Nous étions donc, pour Becker et compagnie, des êtres égoïstes et calculateurs. Nos comportements étaient ceux du consommateur qui, devant deux marchands de fruits et légumes, choisit celui qui propose le meilleur rapport qualité/prix, en toute connaissance de cause. Or, nous ne prenons jamais de décision en toute connaissance de cause, car nous ne sommes pas omniscients.
Nous ne sommes pas des êtres égoïstes et calculateurs. Nous pouvons l'être parfois. Certains le sont souvent. Mais la plupart du temps, nos comportements d'êtres sociaux sont davantage marqués par notre héritage et notre panurgisme que par notre soi-disant rationalité.

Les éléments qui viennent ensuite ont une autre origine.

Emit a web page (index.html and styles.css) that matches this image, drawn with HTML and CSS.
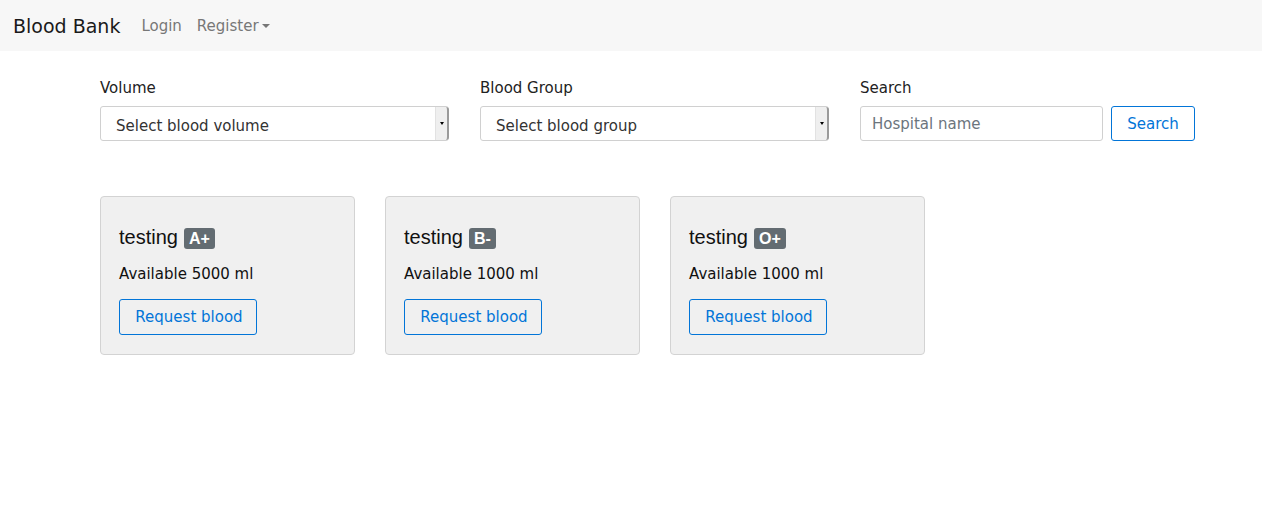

L'utilité n'explique pas grand-chose et l'homo oeconomicus est, pour reprendre l'expression de Pierre Bourdieu, un « monstre anthropologique. » Becker ne fait pas de la science, il fait de l'idéologie. En rendant chacun responsable de ses actes, donc de sa destinée, il a participé de ce grand mouvement réactionnaire visant à liquider les Etats-providence, à justifier les inégalités sociales et à stigmatiser les pauvres. Comme l'écrit le sociologue François Dubet, « la lutte contre les inégalités suppose un lien de fraternité préalable » ; or, dans un monde d'homo oeconomicus narcissiques et seulement préoccupés de leur intérêt personnel, l'un des piliers de l'idéal républicain français, la fraternité, devient accessoire, ou plutôt s'accommode fort bien de la relégation hors de son univers de ces pauvres, de ces inadaptés produits par le développement capitaliste, et « plus l'on croit que le mérite est récompensé dans la société où l'on vit (…), plus on pense que les inégalités sociales sont acceptables. » (François Dubet)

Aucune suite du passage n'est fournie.